HARDENED. Nine block findings, twelve hardens, three nits — but every one had a concrete in-place fix verified against repo source or a HARDENED sibling spec. The headline finding (CN-1/CN-2: build_subgraph is not on the hot path) is a genuine architectural collision between the arch and S6-04, not mere API drift — but it is reconciled by reframing wiring, not goal. The story's intent was never in dispute: the arch and S6-04 both want a registered universal plugin, a sanitized handoff, exit 7, and no silent substitution. After the edits, every AC is individually verifiable, the TDD plan is mutation-resistant, and the prescribed implementation traces to real surfaces.

Residual risks (flagged, not blocking)

  • S6-04 not yet executed. AC-13 amends IngestCveNode, which S6-04 ships. The executor must run S7-03 after S6-04 lands and confirm IngestCveNode's UniversalFallbackResolution arm exists as S6-04's outline describes; if S6-04's executor shipped a different short-circuit shape, S7-03's executor must reconcile against the as-built node, not this story's assumption.
  • S6-01's RequiresHumanReview event payload is unpinned. S6-01 lists the variant but does not enumerate its fields. AC-15 deliberately does not invent fields; the executor uses whatever S6-01 ships.
  • The jail root for write_handoff on the real path.
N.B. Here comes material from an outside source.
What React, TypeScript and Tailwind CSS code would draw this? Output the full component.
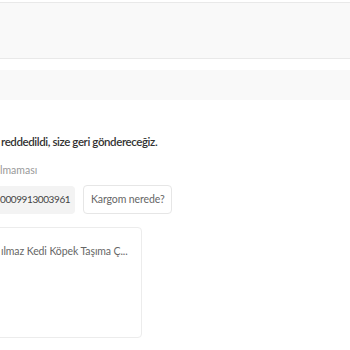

AC-13 says the jail is "the repo path the orchestrator was invoked against." The executor must confirm how S6-04 threads that path to IngestCveNode (constructor vs SubgraphState) and wire write_handoff's jail argument accordingly.

phase-story-executor — once S6-01, S6-03, S6-04, S6-05, S7-01 have shipped GREEN. The executor should read this report's "Residual risks" before starting and pin its IngestCveNode-amendment decision in the attempt log.